GPU Ranking

Overview

GPU Ranking aggregates graphics card benchmark scores into a searchable, sortable table where you can select multiple GPUs and compare them side by side. The percentage column tells you how far each card sits from the top-ranked GPU, which is often more useful than raw scores when deciding whether an upgrade is worth it.

Reading the Table Columns

Three columns appear in the ranking table: model name, absolute score, and percentage. The percentage uses the top-ranked GPU as 100% and scales everything else proportionally — so if a card shows 62%, it delivers roughly 62% of the top card's benchmark performance, regardless of where scores happen to fall on the raw scale. The score column is sortable by clicking the header.

Multi-Card Comparison

Check a GPU in the table to add it to the comparison panel at the top of the page. You can add as many as you want, and each shows its score and a percentage progress bar for quick visual comparison.
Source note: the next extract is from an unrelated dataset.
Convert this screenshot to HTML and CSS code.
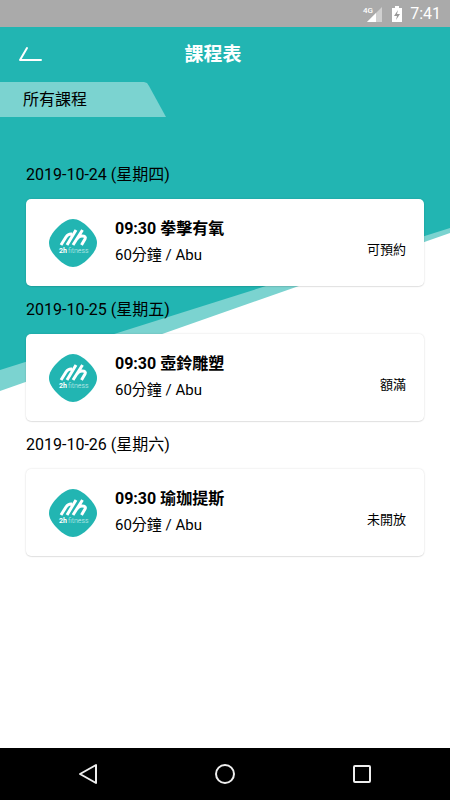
FILE: index.html
```html
<!DOCTYPE html>
<html lang="zh-Hant">
<head>
<meta charset="utf-8">
<meta name="viewport" content="width=device-width, initial-scale=1">
<title>課程表</title>
<link rel="stylesheet" href="styles.css">
</head>
<body>
<div class="screen">
  <div class="status">
    <svg class="signal" viewBox="0 0 20 18" aria-hidden="true">
      <path d="M19 2V17H4Z" fill="#d0d0d0"/><path d="M13 8V17H4Z" fill="#fff"/>
      <text x="0" y="8" class="network">4G</text>
    </svg>
    <svg class="battery" viewBox="0 0 12 16" aria-hidden="true">
      <path d="M4 0H8V2H11V16H1V2H4Z" fill="#fff"/><path d="M7 4L3 10H6L5 14L9 8H6Z" fill="#999"/>
    </svg>
    <time>7:41</time>
  </div>
  <main class="content">
    <header class="bar">
      <button class="back" aria-label="返回"><svg viewBox="0 0 26 18"><path d="M9 2L2 14H23"/></svg></button>
      <h1>課程表</h1>
    </header>
    <button class="filter">所有課程</button>
    <section class="list">
      <h2>2019-10-24 (星期四)</h2>
      <article class="card">
        <svg class="logo" viewBox="0 0 50 50">
          <path class="logo-shape" d="M25 1C30 1 35 4 40.500 9.500C46 15 49 20 49 25C49 30 46 35 40.500 40.500C35 46 30 49 25 49C20 49 15 46 9.500 40.500C4 35 1 30 1 25C1 20 4 15 9.500 9.500C15 4 20 1 25 1Z"/>
          <path class="logo-mark" d="M13 27L18 19Q20 16 23 16H24M19 27L28 12M25 27L34.500 12M29 21Q31 18 34 18Q38.500 18 37 21L33.500 27"/>
          <text x="11" y="35" class="logo-text"><tspan class="logo-bold">2h</tspan><tspan dx="1">fitness</tspan></text>
        </svg>
        <div class="info"><h3>09:30 拳擊有氧</h3><p>60分鐘 / Abu</p></div>
        <span class="state">可預約</span>
      </article>
      <h2>2019-10-25 (星期五)</h2>
      <article class="card">
        <svg class="logo" viewBox="0 0 50 50">
          <path class="logo-shape" d="M25 1C30 1 35 4 40.500 9.500C46 15 49 20 49 25C49 30 46 35 40.500 40.500C35 46 30 49 25 49C20 49 15 46 9.500 40.500C4 35 1 30 1 25C1 20 4 15 9.500 9.500C15 4 20 1 25 1Z"/>
          <path class="logo-mark" d="M13 27L18 19Q20 16 23 16H24M19 27L28 12M25 27L34.500 12M29 21Q31 18 34 18Q38.500 18 37 21L33.500 27"/>
          <text x="11" y="35" class="logo-text"><tspan class="logo-bold">2h</tspan><tspan dx="1">fitness</tspan></text>
        </svg>
        <div class="info"><h3>09:30 壺鈴雕塑</h3><p>60分鐘 / Abu</p></div>
        <span class="state">額滿</span>
      </article>
      <h2>2019-10-26 (星期六)</h2>
      <article class="card">
        <svg class="logo" viewBox="0 0 50 50">
          <path class="logo-shape" d="M25 1C30 1 35 4 40.500 9.500C46 15 49 20 49 25C49 30 46 35 40.500 40.500C35 46 30 49 25 49C20 49 15 46 9.500 40.500C4 35 1 30 1 25C1 20 4 15 9.500 9.500C15 4 20 1 25 1Z"/>
          <path class="logo-mark" d="M13 27L18 19Q20 16 23 16H24M19 27L28 12M25 27L34.500 12M29 21Q31 18 34 18Q38.500 18 37 21L33.500 27"/>
          <text x="11" y="35" class="logo-text"><tspan class="logo-bold">2h</tspan><tspan dx="1">fitness</tspan></text>
        </svg>
        <div class="info"><h3>09:30 瑜珈提斯</h3><p>60分鐘 / Abu</p></div>
        <span class="state">未開放</span>
      </article>
    </section>
  </main>
  <nav class="nav">
    <button aria-label="返回"><svg viewBox="0 0 22 22"><path d="M19 2V20L3 11Z"/></svg></button>
    <button aria-label="主畫面"><svg viewBox="0 0 22 22"><circle cx="11" cy="11" r="9"/></svg></button>
    <button aria-label="最近使用"><svg viewBox="0 0 22 22"><rect x="3" y="3" width="16" height="16" rx="1"/></svg></button>
  </nav>
</div>
</body>
</html>
```
FILE: styles.css
```css
* { box-sizing: border-box; }
body, h1, h2, h3, p { margin: 0; }
body {
  font-family: Roboto, "Noto Sans CJK TC", sans-serif;
  font-size: 16px;
  color: #000;
  background: #fff;
}
button {
  padding: 0;
  border: 0;
  background: none;
  font: inherit;
  color: inherit;
}
svg { display: block; }
.screen { display: flex; flex-direction: column; min-height: 100vh; }

.status {
  display: flex;
  align-items: center;
  justify-content: flex-end;
  height: 27px;
  padding-right: 9px;
  background: #aaa;
  color: #fff;
  line-height: 27px;
}
.signal { width: 20px; height: 18px; margin-right: 8px; overflow: visible; }
.network { font-size: 8px; font-weight: 500; fill: #fff; }
.battery { width: 12px; height: 16px; margin-right: 7px; }

.content { position: relative; isolation: isolate; flex: 1; }
.content::before, .content::after {
  content: "";
  position: absolute;
  inset: 0;
  z-index: -1;
}
.content::before {
  background: #7bd3d0;
  clip-path: polygon(0 0, 100% 0, 100% 206px, 0 364px);
}
.content::after {
  background: #22b5b2;
  clip-path: polygon(0 0, 100% 0, 100% 201px, 0 343px);
}
.bar {
  display: grid;
  grid-template-columns: 64px 1fr 88px;
  align-items: center;
  height: 55px;
  color: #fff;
}
.bar h1 { font-size: 19px; line-height: 28px; text-align: center; }
.back svg { width: 26px; height: 18px; margin-left: 18px; }
.back path { fill: none; stroke: #fff; stroke-width: 2; stroke-linecap: round; stroke-linejoin: round; }
.filter {
  display: block;
  width: 166px;
  height: 35px;
  padding-left: 23px;
  background: #7bd3d0;
  clip-path: polygon(0 0, 144px 0, 147px 1px, 149px 4px, 100% 100%, 0 100%);
  line-height: 35px;
  text-align: left;
}
.list { padding: 34px 26px 0; }
.list h2 { font-size: 16px; font-weight: 400; line-height: 48px; }
.card {
  display: flex;
  height: 87px;
  padding: 17px 18px 0 22px;
  border-radius: 5px;
  background: #fff;
  box-shadow: 0 0 2px rgba(0, 0, 0, .15), 0 1px 1px rgba(0, 0, 0, .08);
}
.logo { width: 50px; height: 50px; margin: 2px 17px 0 0; }
.logo-shape { fill: #22b5b2; }
.logo-mark { fill: none; stroke: #fff; stroke-width: 3; stroke-linejoin: round; }
.logo-text { font-size: 7px; font-weight: 300; fill: #d5f1f0; }
.logo-bold { font-weight: 700; fill: #fff; }
.info { flex: 1; }
.info h3 { font-size: 16px; line-height: 26px; }
.info p { font-size: 15px; line-height: 26px; }
.state { align-self: flex-start; margin-top: 24px; font-size: 13px; line-height: 20px; }

.nav {
  display: flex;
  justify-content: space-between;
  align-items: center;
  height: 52px;
  padding: 0 77px;
  background: #000;
}
.nav button { flex: 0 0 22px; }
.nav svg { width: 22px; height: 22px; fill: none; stroke: #eee; stroke-width: 2; stroke-linejoin: round; }
```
Click the remove button next to any entry to drop it, or use the "Clear" button to reset everything. The panel has no hard cap, but 4–6 cards is a practical limit before the layout gets crowded.
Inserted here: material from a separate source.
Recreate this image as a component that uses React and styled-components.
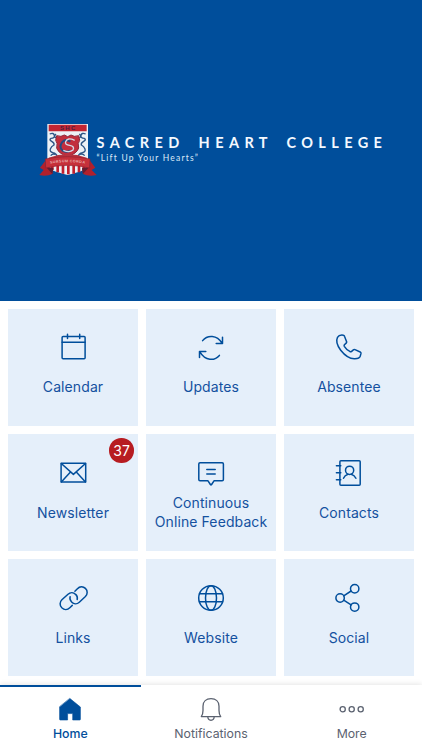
import React from "react";
import styled, { createGlobalStyle, css } from "styled-components";

const colors = {
  brand: "#004e9b",
  ink: "#14519f",
  tile: "#e5effa",
  badge: "#b71c21",
  muted: "#5b6270",
};

const GlobalStyle = createGlobalStyle`
  * {
    box-sizing: border-box;
  }

  body {
    margin: 0;
    background: #fff;
    font-family: Inter, "Liberation Sans", sans-serif;
  }
`;

const Screen = styled.div`
  display: flex;
  flex-direction: column;
  width: 422px;
  height: 750px;
  overflow: hidden;
  background: #fff;
`;

const Hero = styled.header`
  display: flex;
  flex: none;
  align-items: flex-start;
  height: 300.5px;
  padding: 115px 0 0 30px;
  background: ${colors.brand};
`;

const CrestSvg = styled.svg`
  flex: none;
  width: 75px;
  height: 70px;
`;

const Wordmark = styled.div`
  margin: 18px 0 0 -8.5px;
  color: #f4f9ff;
  font-family: Lato, sans-serif;
  white-space: nowrap;
`;

const SchoolName = styled.h1`
  margin: 0;
  font-size: 14.5px;
  font-weight: 700;
  line-height: 19px;
  letter-spacing: 5.4px;
  word-spacing: 5px;
`;

const Motto = styled.p`
  margin: 0;
  font-size: 8.5px;
  line-height: 12px;
  letter-spacing: 1.2px;
  color: #dceaf8;
`;

const Grid = styled.main`
  display: grid;
  flex: 1;
  grid-template-columns: repeat(3, 1fr);
  grid-auto-rows: 117px;
  align-content: start;
  gap: 8.3px;
  padding: 8.3px 8.2px 0;
`;

const Tile = styled.a`
  position: relative;
  display: flex;
  flex-direction: column;
  align-items: center;
  padding-top: 23px;
  background: ${colors.tile};
  color: ${colors.ink};
`;

const TileIcon = styled.svg`
  flex: none;
  width: 32px;
  height: 32px;
  fill: none;
  stroke: ${colors.brand};
  stroke-width: 1.5;
  stroke-linecap: round;
  stroke-linejoin: round;
`;

const TileLabel = styled.span`
  display: flex;
  align-items: center;
  height: 38px;
  margin-top: 4.7px;
  font-size: 14px;
  line-height: 18.5px;
  letter-spacing: 0.1px;
  text-align: center;
  white-space: pre-line;
`;

const Badge = styled.span`
  position: absolute;
  top: 4px;
  right: 4px;
  display: flex;
  align-items: center;
  justify-content: center;
  width: 24.5px;
  height: 24.5px;
  border-radius: 50%;
  background: ${colors.badge};
  color: #fff;
  font-size: 14px;
`;

const TabBar = styled.nav`
  display: grid;
  flex: none;
  grid-template-columns: repeat(3, 1fr);
  height: 65.5px;
  background: #fff;
  box-shadow: 0 0 6px rgba(0, 0, 0, 0.14);
`;

const Tab = styled.a`
  display: flex;
  flex-direction: column;
  align-items: center;
  padding-top: 10px;
  border-top: 2.4px solid transparent;
  color: ${colors.muted};
  font-size: 12.3px;
  line-height: 17px;

  ${({ $active }) =>
    $active &&
    css`
      border-top-color: ${colors.brand};
      color: ${colors.brand};
      font-weight: 500;
    `}
`;

const TabIcon = styled.svg`
  width: 28px;
  height: 28px;
  fill: none;
  stroke: currentColor;
  stroke-width: 1.3;
  stroke-linecap: round;
  stroke-linejoin: round;
`;

const Crest = () => (
  <CrestSvg viewBox="0 0 225 210">
    <path d="M52 27H174V150Q174 166 113 180Q52 166 52 150Z" fill="#edf1f6" />
    <path d="M56 29H170V49H56Z" fill="#c32532" />
    <text
      x="115"
      y="46"
      textAnchor="middle"
      fontFamily="Liberation Sans, sans-serif"
      fontWeight="700"
      fontSize="18"
      letterSpacing="4"
      fill="#4a2040"
    >
      SHC
    </text>
    {/* scrollwork on both sides of the inner shield */}
    <g fill="none" stroke="#2c5485" strokeWidth="4">
      <path d="M59 57q12-5 14 4t-10 9q-7 4 2 9t7 11q-8 4-11 12t8 11q10 2 13 12M78 57q-8 8 0 12M62 122q6-7 14-4" />
      <path d="M167 57q-12-5-14 4t10 9q7 4-2 9t-7 11q8 4 11 12t-8 11q-10 2-13 12M148 57q8 8 0 12M164 122q-6-7-14-4" />
    </g>
    <path
      d="M80 62Q94 67 103 60L113 65L123 60Q132 67 146 62L149 76Q142 84 146 99Q141 116 113 124Q85 116 80 99Q84 84 77 76Z"
      fill="#c22e3d"
      stroke="#8e2437"
      strokeWidth="3"
    />
    <path
      d="M121 80Q105 70 96 82Q86 98 98 107Q110 114 121 107"
      fill="none"
      stroke="#234b80"
      strokeWidth="6"
    />
    <path
      d="M134 76Q112 66 107 80Q104 90 119 91Q135 94 129 105Q119 114 100 106"
      fill="none"
      stroke="#d4dce8"
      strokeWidth="4"
    />
    <path d="M56 128Q113 108 170 128V145H56Z" fill="#b8323e" />
    <path
      d="M67 150V165M83 150V172M99 151V176M115 151V178M131 151V176M147 150V172M161 150V165"
      stroke="#c01e2d"
      strokeWidth="8"
    />
    <path
      d="M46 137L30 158L41 165L28 180Q49 185 67 177L70 160L46 154Z"
      fill="#b0202d"
    />
    <path
      d="M180 137L196 158L185 165L200 180Q177 185 159 177L156 160L180 154Z"
      fill="#b0202d"
    />
    <path d="M46 154L70 160L67 177ZM180 154L156 160L159 177Z" fill="#641d31" />
    <path
      d="M46 132Q113 118 180 132L179 159Q113 143 47 159Z"
      fill="#c6303a"
      stroke="#94202d"
      strokeWidth="2"
    />
    <path id="ribbon" d="M58 147Q113 136 168 147" fill="none" />
    <text
      fontFamily="Liberation Sans, sans-serif"
      fontWeight="700"
      fontSize="11"
      letterSpacing="1.2"
      fill="#e8b1b0"
    >
      <textPath href="#ribbon" startOffset="50%" textAnchor="middle">
        SURSUM CORDA
      </textPath>
    </text>
  </CrestSvg>
);

const icons = {
  calendar: (
    <>
      <rect x="5.1" y="4.6" width="23" height="22.2" rx="1" />
      <path d="M5.1 10.3H28.1M10.5 2.2V6.6M22.7 2.2V6.6" />
    </>
  ),
  updates: (
    <>
      <path d="M7.6 8.6C12.4 2.7 22 2.6 27 11.2M27.5 5.3V11.6H21.2" />
      <path d="M24.4 23.4C19.6 29 10.2 29 5 20.2M4.5 25.6V19.4H10.8" />
    </>
  ),
  phone: (
    <path d="M10.3 3.2C8 2.9 5.4 3.7 4.5 5.3C3 8.5 4.1 13.5 7.7 18.2C11.8 23.4 16.6 26.6 21.3 26.8C24.2 26.9 26.6 26.2 27.2 24.3L28 21.4C28.1 20.7 27.8 20.3 27.2 20L22 17.6C21.3 17.3 20.8 17.4 20.3 17.9L18.4 19.6C17.9 19.8 17.3 19.8 16.8 19.4C14.7 18.3 12.5 16.2 11.3 14.3C11 13.7 11 13.3 11.4 12.8L13.4 10.9C13.8 10.4 13.8 10 13.5 9.4L11.5 4.2C11.3 3.6 11 3.3 10.3 3.2Z" />
  ),
  mail: (
    <>
      <rect x="4.1" y="6.3" width="24.6" height="18.8" rx="0.3" />
      <path d="M4.3 6.5L16.4 17.4L28.5 6.5M4.3 24.9L13.5 15M28.5 24.9L19.3 15" />
    </>
  ),
  feedback: (
    <>
      <path d="M5 5.7H27.2Q28.4 5.7 28.4 6.9V22.6Q28.4 23.8 27.2 23.8H19L16.6 27.5Q16 28.3 15.4 27.5L13 23.8H5Q3.8 23.8 3.8 22.6V6.9Q3.8 5.7 5 5.7Z" />
      <path d="M11.8 12.4H20.2M11.8 17H20.2" />
    </>
  ),
  contacts: (
    <>
      <rect x="6.9" y="3.8" width="20.3" height="24.4" rx="1" />
      <path d="M3.4 8.7H7.8M3.4 15.7H7.8M3.4 22.7H7.8" />
      <circle cx="16.6" cy="13.3" r="4.1" />
      <path d="M10.5 21.3Q11.7 18.3 15 17.3M18.2 17.3Q21.5 18.3 22.9 21.3" />
    </>
  ),
  links: (
    <>
      <path d="M17.9 9.2L20.4 6.7C22.7 4.4 26.1 4.2 28.4 6.4C30.8 8.7 30.7 12.2 28.4 14.5L22.3 20.2C20 22.3 16.7 22.2 14.6 20C13.1 18.5 12.6 16.8 13.1 14.8" />
      <path d="M15.3 23.4L12.8 25.7C10.5 28 7.1 28 4.8 25.8C2.5 23.5 2.6 20 4.9 17.8L11 12.2C13.3 10.1 16.6 10.2 18.7 12.4C20.2 13.9 20.7 15.6 20.2 17.6" />
    </>
  ),
  website: (
    <>
      <circle cx="16" cy="16" r="12.3" />
      <ellipse cx="16" cy="16" rx="5.5" ry="12.3" />
      <path d="M4.5 11.7H27.5M4.5 19.8H27.5" />
    </>
  ),
  social: (
    <>
      <circle cx="21.7" cy="6.8" r="4.2" />
      <circle cx="7.1" cy="16" r="4.2" />
      <circle cx="21.7" cy="25.1" r="4.2" />
      <path d="M10.7 13.8L18.1 9M10.7 18.2L18.1 22.9" />
    </>
  ),
};

const tiles = [
  { icon: "calendar", label: "Calendar" },
  { icon: "updates", label: "Updates" },
  { icon: "phone", label: "Absentee" },
  { icon: "mail", label: "Newsletter", badge: 37 },
  { icon: "feedback", label: "Continuous\nOnline Feedback" },
  { icon: "contacts", label: "Contacts" },
  { icon: "links", label: "Links" },
  { icon: "website", label: "Website" },
  { icon: "social", label: "Social" },
];

const App = () => {
  return (
    <>
      <GlobalStyle />
      <Screen>
        <Hero>
          <Crest />
          <Wordmark>
            <SchoolName>SACRED HEART COLLEGE</SchoolName>
            <Motto>“Lift Up Your Hearts”</Motto>
          </Wordmark>
        </Hero>

        <Grid>
          {tiles.map(({ icon, label, badge }) => (
            <Tile key={label}>
              <TileIcon viewBox="0 0 32 32">{icons[icon]}</TileIcon>
              <TileLabel>{label}</TileLabel>
              {badge && <Badge>{badge}</Badge>}
            </Tile>
          ))}
        </Grid>

        <TabBar>
          <Tab $active>
            <TabIcon viewBox="0 0 28 28">
              <path
                d="M14 1.6L24.4 10V22.3Q24.4 23 23.7 23H16.7V16.6H11.6V23H4.3Q3.6 23 3.6 22.3V10Z"
                fill="currentColor"
                strokeWidth="0.6"
              />
            </TabIcon>
            Home
          </Tab>
          <Tab>
            <TabIcon viewBox="0 0 28 28">
              <path d="M4.3 19.6Q6 17.2 6 13.5V9.2C6 4.5 9.2 1.7 14 1.7S22 4.5 22 9.2V13.5Q22 17.2 23.7 19.6Z" />
              <path d="M10.8 19.8C11 24.4 17 24.4 17.2 19.8" />
            </TabIcon>
            Notifications
          </Tab>
          <Tab>
            <TabIcon viewBox="0 0 28 28">
              <circle cx="4.7" cy="12.2" r="2.6" />
              <circle cx="13.7" cy="12.2" r="2.6" />
              <circle cx="22.7" cy="12.2" r="2.6" />
            </TabIcon>
            More
          </Tab>
        </TabBar>
      </Screen>
    </>
  );
};

export default App;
What benchmark scores can tell you

  • Relative gap between your current card and a candidate upgrade
  • Rough tier position for content creation workloads like video rendering
  • Quick shortlisting when standardizing hardware across a team

What benchmark scores cannot replace

  • VRAM capacity (critical for 4K gaming and large model inference)
  • Power draw and system thermal constraints
  • Driver compatibility with specific software or OS versions
  • Frame pacing and stability under sustained real workloads

Filtering by Model Name

Type a keyword into the search field to filter — "4090", "RX 7900", "3080 Ti", etc. The table updates in real time. Clear the field to show all results again.